Una fine leggendaria — E poi che uscita di scena, la migliore che qualsiasi atleta, di qualsiasi sport, potesse sognare. Salt Lake City, finali NBA, gara-6, Bryon Russell, quel braccio che rimane in alto, il polso perfettamente spezzato, la palla che va ad accarezzare la retina. Game-set-match, gioco-partita-incontro e di più, fine di una carriera. Un altro threepeat, un altro titolo di MVP delle finali (ovvio) e un altro momento di sport da inserire di diritto tra i più belli di sempre, tra i più emozionanti, tra i più leggendari. Going out on top, si dice negli Stati Uniti, uscire di scena al massimo, al vertice della propria carriera, e più top di quello sinceramente viene difficile anche solo immaginarlo. Per cui stavolta — la (allora) moglie Juanita alla sua destra, il proprietario dei Bulls Jerry Reinsdorf e il commissioner NBA David Stern al tavolo con lui — Jordan raccontava al mondo come una certa spinta al ritiro gliel’avesse data la “stessa stanchezza mentale” denunciata nel 1993, ma accompagnata questa volta da qualcos’altro: “Non credo di sentire più dentro di me lo stesso desiderio di sfida, la stessa voglia di competizione: so che dal punto di vista individuale, per quello che riguarda la mia carriera, ho raggiunto ogni obiettivo che volevo raggiungere”. 

Le parole di un addio — A rileggerle oggi le parole di quella conferenza stampa suonano molto sincere, quasi trasparenti, un Jordan tutto sommato convinto davvero di essere alla fine della corsa e quindi disposto anche ad affidare a telecamere e taccuini dei media di tutto il mondo i suoi veri pensieri. Come quel suo “questo rimarrà sempre un grande se…” riferito alla possibilità che se i Bulls avessero confermato Phil Jackson in panchina forse lui non avrebbe mollato; come quel parere onesto sulle due dinastie Bulls, quella del primo threepeat (1991, 1992, 1993) e poi quella del secondo (1996, 1997, 1998): “La prima squadra è stata più forte, ma è stata molto più difficile l’impresa di vincere il secondo threepeat”. E poi l’ammissione di quel “love for the game” che da clausola nel suo primo contratto — che gli permetteva di giocare quando e come avrebbe voluto, anche al di fuori di allenamenti e partite previste in maglia Bulls — è diventato negli anni un mantra spesso ripetuto per spiegare quella meravigliosa ossessione di Jordan verso il gioco. “è difficile abbandonare qualcosa che ami — le parole di MJ, al tavolo della conferenza stampa — il mio desiderio nei confronti di questo gioco ci sarà sempre”. Così, di fronte alla domanda su una possibile retromarcia, un cambio di opinione che lo riportasse in campo, Jordan risponde “no”, ma aggiunge subito: “Mai dire mai, ma al 99.9% sono molto sicuro della mia decisione”. Quello 0.1% avrà tre anni dopo la maglia degli Washington Wizards, “perché è il mio 0.1%, non il vostro”, rivendicando già allora la libertà di scegliere in autonomia. 

Unico — Infine, forse più di tutte, le parole che risuonano ancora oggi sono quelle che riguardano quella che in America è definita legacy, l’eredità lasciata al gioco, il proprio posto nella storia. “Non ci sarà mai più nessuno come Michael Jordan.

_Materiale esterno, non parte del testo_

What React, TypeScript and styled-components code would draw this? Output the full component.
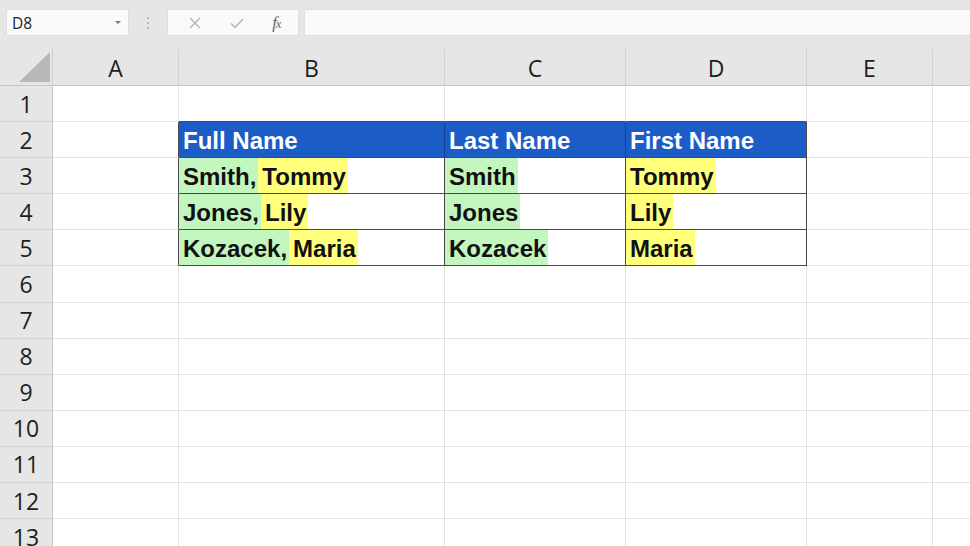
import React from 'react';
import styled, { createGlobalStyle, css } from 'styled-components';

const GRID_LINE = '#e2e2e2';
const TABLE_LINE = '#4a4a4a';
const HEADER_BG = '#e6e6e6';
const BLUE = '#1b5cc7';
const GREEN = '#c3f5bf';
const YELLOW = '#ffff7c';

const COLS = [126, 266, 181, 181, 126, 126];
const LETTERS = ['A', 'B', 'C', 'D', 'E', ''];
const ROWS = 13;

const GlobalStyle = createGlobalStyle`
    html, body {
        margin: 0;
        padding: 0;
        background: #ffffff;
        overflow: hidden;
    }
    body {
        font-family: 'Open Sans', 'Liberation Sans', sans-serif;
    }
`;

const Page = styled.div`
    width: 970px;
    height: 546px;
    overflow: hidden;
    background: #ffffff;
`;

/* ---------- formula bar ---------- */

const TopBar = styled.div`
    height: 49px;
    background: ${HEADER_BG};
    display: flex;
    align-items: center;
    padding: 0 0 4px 6px;
    box-sizing: border-box;
`;

const Box = styled.div`
    height: 27px;
    background: #fafafa;
    border: 1px solid #dedede;
    box-sizing: border-box;
    display: flex;
    align-items: center;
`;

const NameBox = styled(Box)`
    width: 123px;
    padding: 0 6px 0 5px;
    justify-content: space-between;
    font-size: 15.5px;
    color: #222;
`;

const Caret = styled.span`
    width: 0;
    height: 0;
    border-left: 3px solid transparent;
    border-right: 3px solid transparent;
    border-top: 3px solid #777;
    margin-right: 1px;
`;

const Grip = styled.div`
    width: 38px;
    display: flex;
    flex-direction: column;
    align-items: center;
    gap: 3px;

    span {
        width: 2px;
        height: 2px;
        background: #aaa;
        border-radius: 50%;
    }
`;

const FxBox = styled(Box)`
    width: 132px;
    justify-content: space-around;
    padding: 0 4px 0 6px;
`;

const FxLabel = styled.span`
    font-family: 'Liberation Serif', serif;
    font-style: italic;
    font-size: 17px;
    color: #666;
    letter-spacing: -1px;

    sub {
        font-size: 12px;
        vertical-align: baseline;
    }
`;

const FormulaInput = styled(Box)`
    flex: 1;
    margin-left: 5px;
    border-right: none;
`;

/* ---------- sheet ---------- */

const Sheet = styled.div`
    display: grid;
    grid-template-columns: 53px ${COLS.map(c => `${c}px`).join(' ')};
    grid-template-rows: 37px;
    grid-auto-rows: 36.1px;
`;

const Corner = styled.div`
    background: ${HEADER_BG};
    border-right: 1px solid #cfcfcf;
    border-bottom: 1px solid #c6c6c6;
    box-sizing: border-box;
    overflow: hidden;
`;

const ColHead = styled.div`
    background: ${HEADER_BG};
    border-right: 1px solid #d2d2d2;
    border-bottom: 1px solid #c6c6c6;
    box-sizing: border-box;
    display: flex;
    align-items: center;
    justify-content: center;
    font-size: 23px;
    color: #1e1e1e;
    padding-top: 1px;
`;

const RowHead = styled.div`
    background: ${HEADER_BG};
    border-right: 1px solid #c6c6c6;
    border-bottom: 1px solid #d4d4d4;
    box-sizing: border-box;
    display: flex;
    align-items: center;
    justify-content: center;
    font-size: 23px;
    color: #1e1e1e;
`;

type Edge = 'grid' | 'table' | 'blue';

const edgeColour = (e: Edge) => (e === 'table' ? TABLE_LINE : e === 'blue' ? '#18408a' : GRID_LINE);

const Cell = styled.div<{ $right: Edge; $bottom: Edge; $blue?: boolean }>`
    box-sizing: border-box;
    border-right: 1px solid ${p => edgeColour(p.$right)};
    border-bottom: 1px solid ${p => edgeColour(p.$bottom)};
    display: flex;
    align-items: stretch;
    overflow: hidden;
    white-space: pre;
    font-family: 'Liberation Sans', Arial, sans-serif;
    font-weight: 700;
    font-size: 24px;
    color: #111;

    ${p =>
        p.$blue &&
        css`
            background: ${BLUE};
            color: #ffffff;
            align-items: center;
            padding: 2px 0 0 4px;
        `}
`;

const Mark = styled.span<{ $tone: 'green' | 'yellow'; $lead?: boolean }>`
    display: flex;
    align-items: center;
    padding-top: 2px;
    background: ${p => (p.$tone === 'green' ? GREEN : YELLOW)};
    padding-left: ${p => (p.$lead ? 4 : 4)}px;
    padding-right: 2px;
`;

type Piece = { text: string; tone: 'green' | 'yellow' };

const data: Record<string, Piece[]> = {
    '3-1': [
        { text: 'Smith,', tone: 'green' },
        { text: 'Tommy', tone: 'yellow' },
    ],
    '4-1': [
        { text: 'Jones,', tone: 'green' },
        { text: 'Lily', tone: 'yellow' },
    ],
    '5-1': [
        { text: 'Kozacek,', tone: 'green' },
        { text: 'Maria', tone: 'yellow' },
    ],
    '3-2': [{ text: 'Smith', tone: 'green' }],
    '4-2': [{ text: 'Jones', tone: 'green' }],
    '5-2': [{ text: 'Kozacek', tone: 'green' }],
    '3-3': [{ text: 'Tommy', tone: 'yellow' }],
    '4-3': [{ text: 'Lily', tone: 'yellow' }],
    '5-3': [{ text: 'Maria', tone: 'yellow' }],
};

const headers: Record<number, string> = { 1: 'Full Name', 2: 'Last Name', 3: 'First Name' };

const inTable = (r: number, c: number) => r >= 2 && r <= 5 && c >= 1 && c <= 3;

const renderCell = (r: number, c: number) => {
    const table = inTable(r, c);
    const rightEdge: Edge = table || (c === 0 && r >= 2 && r <= 5) ? 'table' : 'grid';
    const bottomEdge: Edge = table || (r === 1 && c >= 1 && c <= 3) ? 'table' : 'grid';

    if (r === 2 && table) {
        return (
            <Cell key={c} $right={c === 3 ? 'table' : 'blue'} $bottom="table" $blue>
                {headers[c]}
            </Cell>
        );
    }

    const pieces = data[`${r}-${c}`];
    return (
        <Cell key={c} $right={rightEdge} $bottom={bottomEdge}>
            {pieces &&
                pieces.map((p, i) => (
                    <Mark key={i} $tone={p.tone} $lead={i === 0}>
                        {p.text}
                    </Mark>
                ))}
        </Cell>
    );
};

const App = () => (
    <Page>
        <GlobalStyle />
        <TopBar>
            <NameBox>
                D8
                <Caret />
            </NameBox>
            <Grip>
                <span />
                <span />
                <span />
            </Grip>
            <FxBox>
                <svg width="14" height="14" viewBox="0 0 14 14">
                    <path d="M2 2 L12 12 M12 2 L2 12" stroke="#b4b4b4" strokeWidth="1.3" fill="none" />
                </svg>
                <svg width="16" height="14" viewBox="0 0 16 14">
                    <path d="M2 7.5 L6 11.5 L14 3" stroke="#b4b4b4" strokeWidth="1.5" fill="none" />
                </svg>
                <FxLabel>
                    f<sub>x</sub>
                </FxLabel>
            </FxBox>
            <FormulaInput />
        </TopBar>
        <Sheet>
            <Corner>
                <svg width="53" height="37" viewBox="0 0 53 37" style={{ display: 'block' }}>
                    <polygon points="50,3 50,33 19,33" fill="#b8b8b8" />
                </svg>
            </Corner>
            {LETTERS.map((l, i) => (
                <ColHead key={i}>{l}</ColHead>
            ))}
            {[...Array(ROWS)].map((_x, ri) => {
                const r = ri + 1;
                return (
                    <React.Fragment key={r}>
                        <RowHead>{r}</RowHead>
                        {COLS.map((_w, ci) => renderCell(r, ci))}
                    </React.Fragment>
                );
            })}
        </Sheet>
    </Page>
);

export default App;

Come non ci sarebbe mai più stato nessuno come Dr. J., io lo sapevo benissimo. O come Elgin Baylor. Per cui, tra tutti i campioni di domani non ci sarà mai nessuno come Michael Jordan. Possono esserci i Grant Hill, gli Anfernee Hardaway, i Kobe Bryant. Ma Michael Jordan è Michael Jordan”. E aveva ragione lui.